Avant l’effondrement, ses investissements s’élevaient à
40% du PIB, soit trois fois le taux moyen d’investissement des pays
développés, et bien plus que ce que le Japon a investi pendant sa phase de
développement – avant les années 1990.
Après l'effondrement, après le stimulus et toutes ces
constructions, les investissements de la Chine ont atteint un record sans
précédent de 50% du PIB, niveau autour duquel ils stagnent encore
aujourd’hui.
Voici où se trouve le problème : lorsqu’une économie
de cette taille investit tant pour générer du capital et des emplois, il est
certain que ses investissements ne génèreront pas de retours économiques et
ne sont pas rationnels.
Mais ce qui rend un investissement toxique est la manière
dont il est financé : les prêts ont explosé. La dette de la Chine
augmente de 15% du PIB chaque année et est passée de 125 à 200% du PIB depuis
2008.
« Beaucoup de gens savent que la Chine a fait
l’expérience d’un boom du crédit, mais très peu en réalisent l’échelle. En
2008, le secteur bancaire chinois était de 10 trillions de dollars.
Aujourd’hui, il est de 24 à 25 trillions de dollars.

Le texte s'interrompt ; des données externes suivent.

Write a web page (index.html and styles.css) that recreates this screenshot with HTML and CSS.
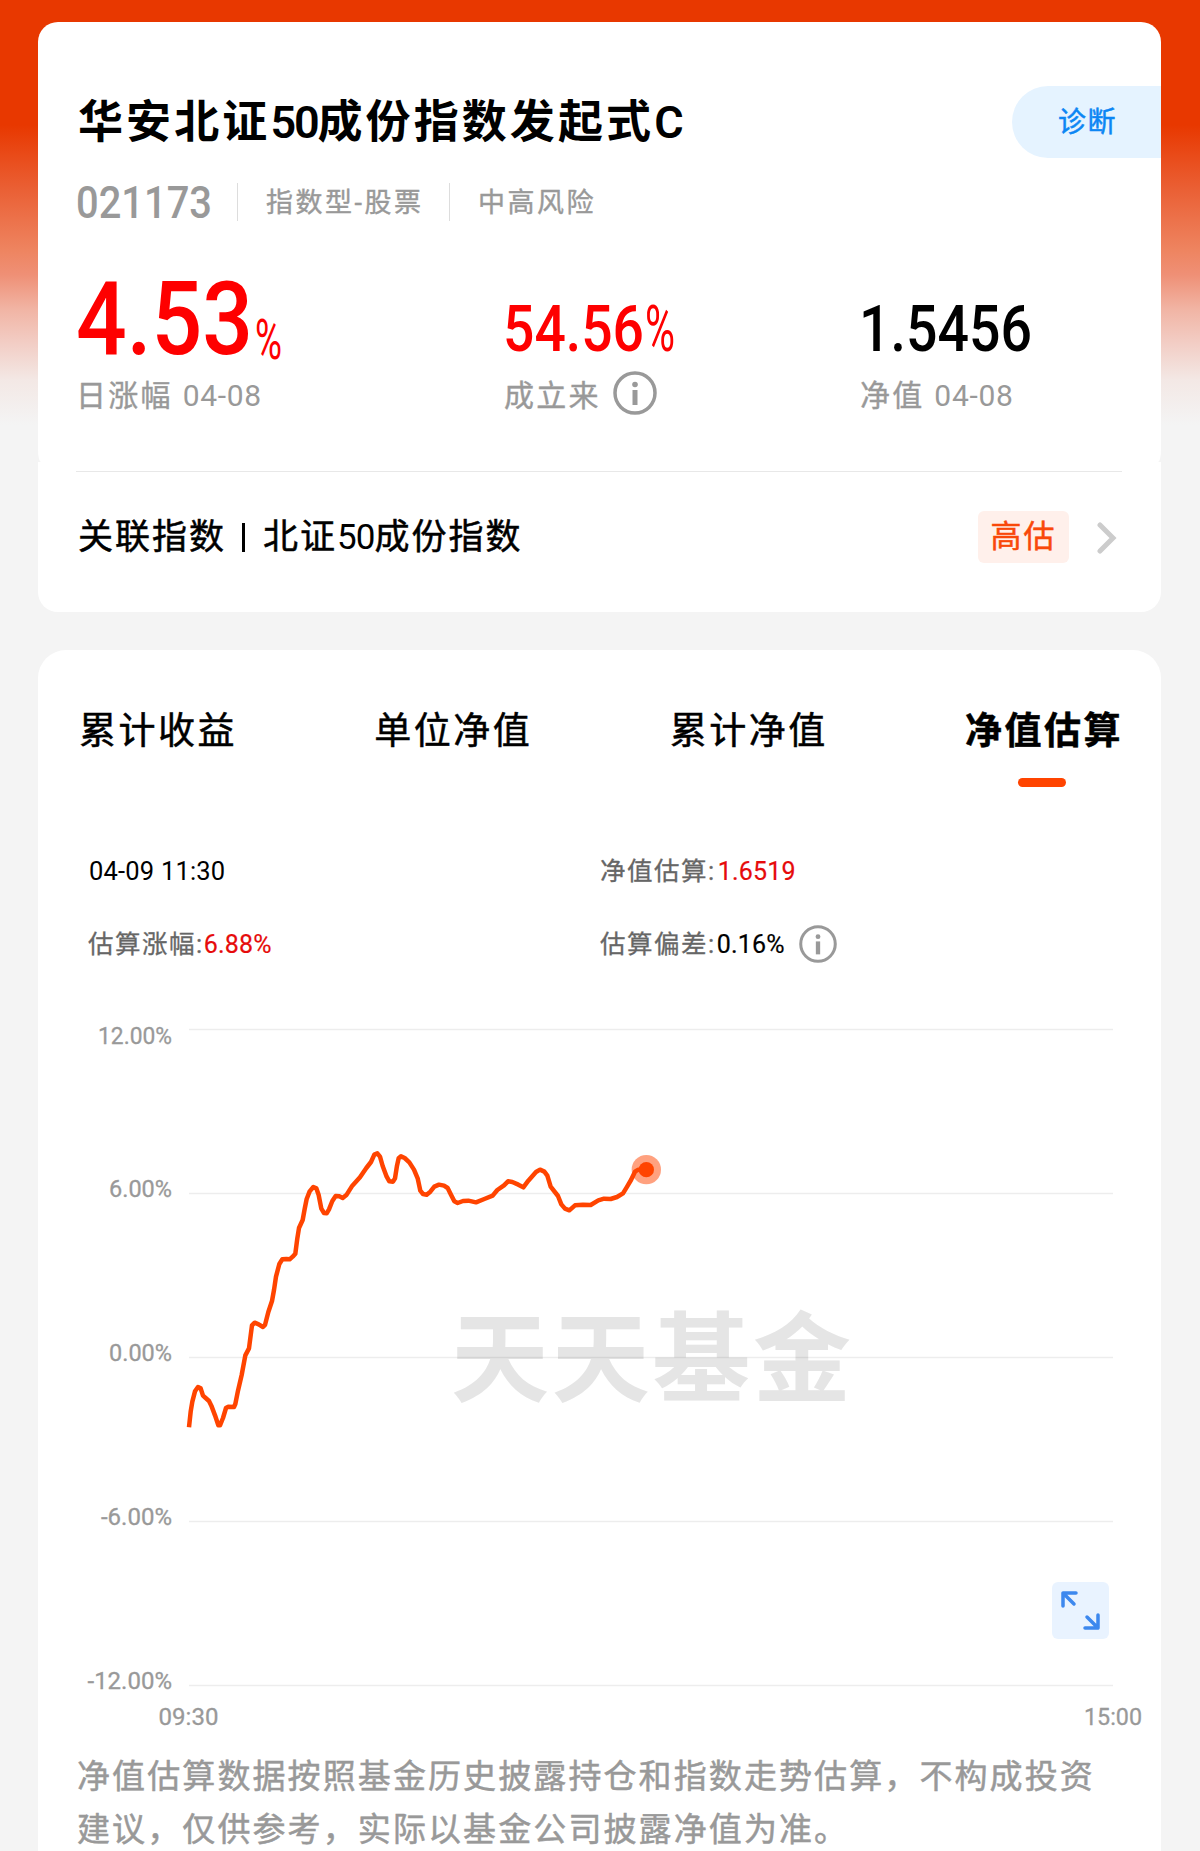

Cette augmentation est égale à la taille du secteur
bancaire commercial américain, à qui il a fallu plus d’un siècle pour être
construit. La Chine aura donc répliqué le système américain en seulement cinq
ans. »
Il n’y a pas d’exceptions aux leçons de l’histoire
financière : prêter à ce taux empêche les débiteurs de rembourser et
pousse les créditeurs à accumuler les pertes. La question n’est pas de savoir
si cela se produira, mais quand, et à quelle échelle.